Going to take that to mean something similar to what I keep seeing on other sites, "It took me decades to gain even a basic understanding of Glorantha."

Nah.  All I meant was that there are so many "surprises" that none of our "spilling the beans" will really substantially reduce the amount of "surprise" you encounter organically, as you read and play...  The world is just different.  DIFFERENT.  It will keep surprising you.  For years and years and years, it will keep surprising you.

That's OK... the real world keeps surprising us, after all!  New species get discovered; new materials-science; the "Lucky 10000" effect ... etc etc etc.

Remember:  developed since the 1960's.  Glorantha is just so deep and so broad that if you want to become "encyclopedic" ... yeah, that takes decades (or a lot of reading and a phenomenal memory).  But you don't need to be encyclopedic!  The classic advice to new gamers is:  start small.

 

But it's... different.  Take "Chaos:"  this isn't D&D's "lawful vs chaotic."  Glorantha is the world, all of Creation; the underworld, the spirit-world, God-Time, it's all Glorantha, creation.

Chaos comes from outside; it's a void, it's destruction, it's bubbling madness.  Chaotic things keep creeping in; there are vile races of Chaotic creatures resident in Glorantha, Scorpionmen and Broos and Gorp and more; Chaos-taint is something most-often feared and hated.  It's the Big Bad of the setting, for sure.

But then... there's the Lunar Empire, led by the Red Moon Goddess Sedenya.  They are about the most civilized and cosmopolitan empire going, VERY open and accepting of different people, different styles of being and of expressing oneself... very very modern, in many ways the most enlightened and "modern-friendly" place in Glorantha.  Including that they are accepting of Chaos... Sedenya preaches "Illumination," and that Chaos also has a place within Creation... that the difference between Chaos and not-Chaos is illusory, just like the differences between "us" and "them" are illusory:  We are All Us!  One of the Lunars' most-fearsome weapons is the Crimson Bat, a dragon-scale Chaos beast that eats not just enemy soldiers but enemy souls.  The Lunars kind of can't be the Good Guys with that in their repertoire (the bat, BTW, has in fact been killed; but it comes back from Hell...) .

 

56 minutes ago, Dethstrok9 said:

... Is Glorantha difficult to run? Like, do I need to play it before I can really run it? Or would my jumping right into running a game work?

Jump right in!

Glorantha is every bit as daunting as you allow it to be.  If you lean-in on "Glorantha is daunting," you will find it a  Fountain of Endless Daunt +5.  If you go with "holy crap this is wild, what a blast!" you will find Glorantha just as apt to support that approach... aim for "MGF" --  More  Gaming/oranthan  Fun.

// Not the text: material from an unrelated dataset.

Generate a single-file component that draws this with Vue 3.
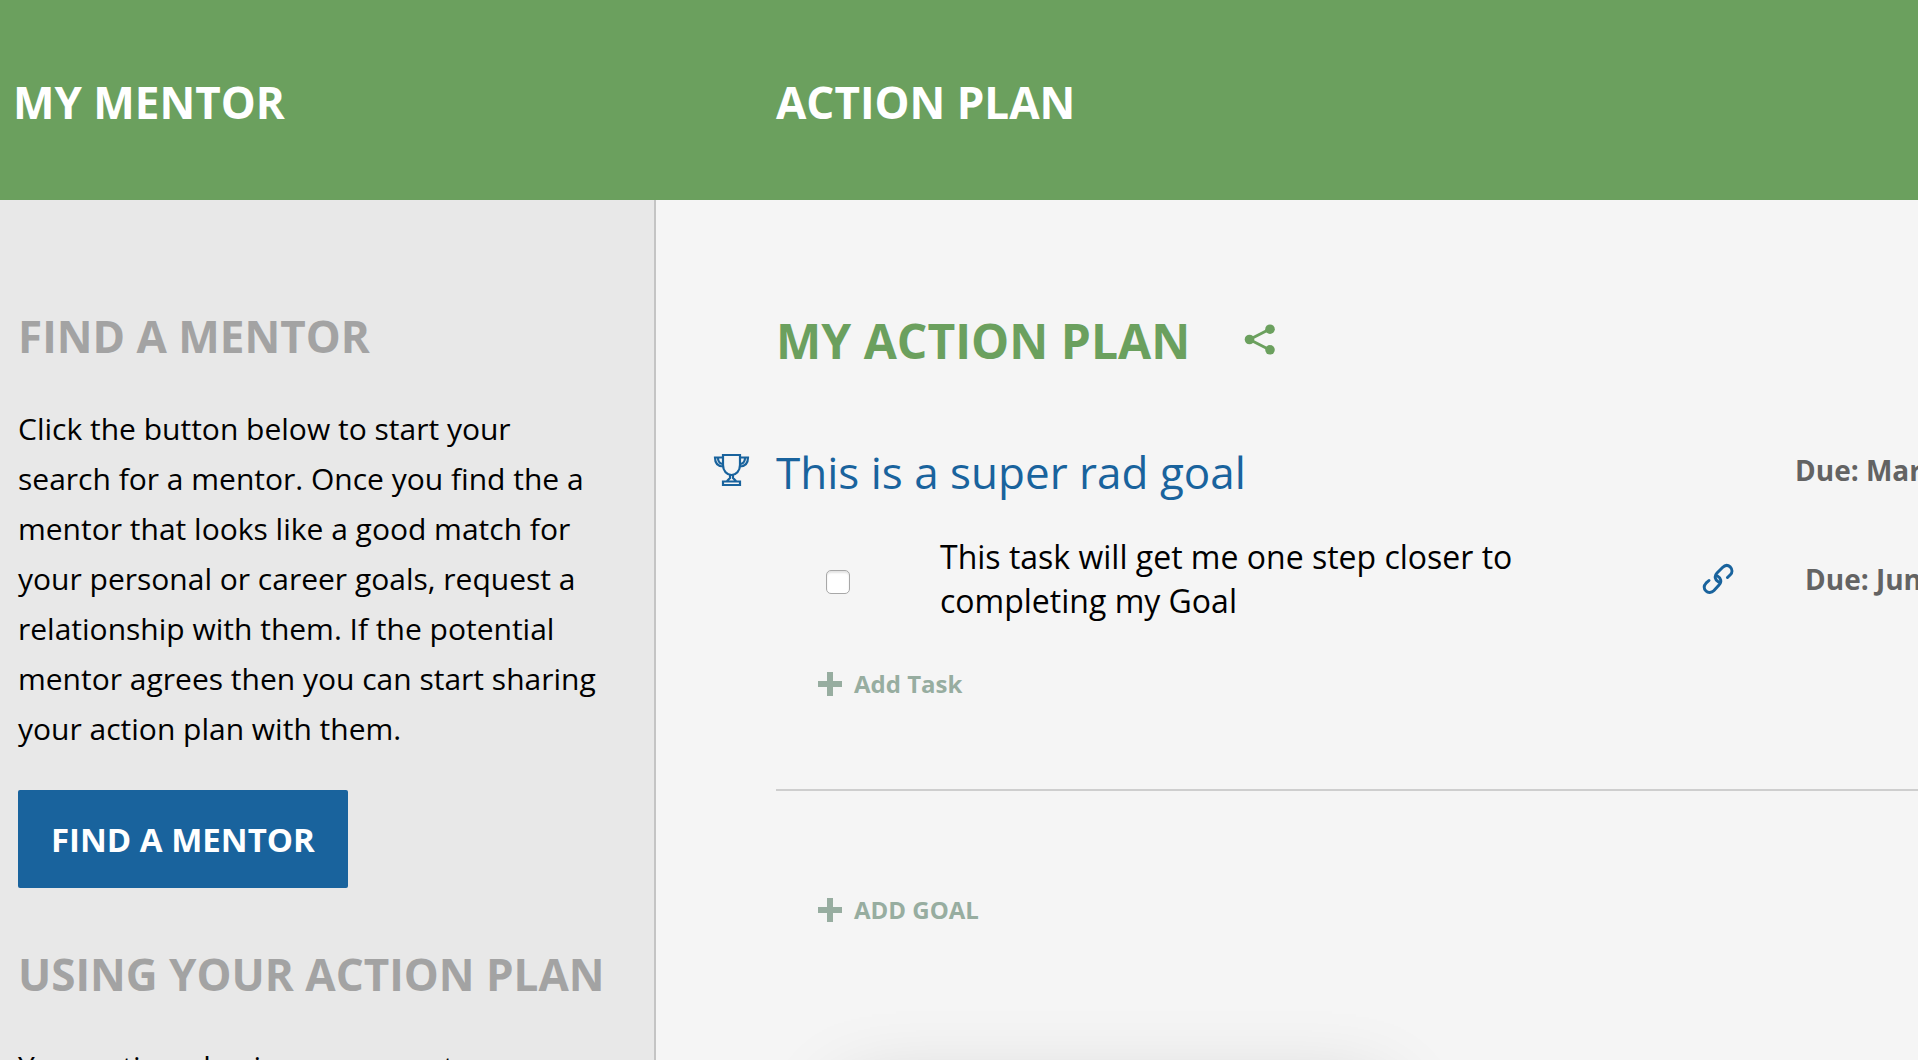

Start small.  One clan in Sartar, or one Tribe in Prax, or a cultic/religious alliance (crossing clan/tribal & even kingdom boundaries) provides a nice focus for new players.

The Broken Tower (RQG freebie intro scenario) is great, and very-easy to integrate into the GM Screen Pack adventures & setting-material; the new adventure book The Smoking Ruins is also very easy to integrate.  That's like... a dozen or so adventures and a small sandbox for further play/exploration.

 

Edited by g33k
Sedenya, illumination, Chaos.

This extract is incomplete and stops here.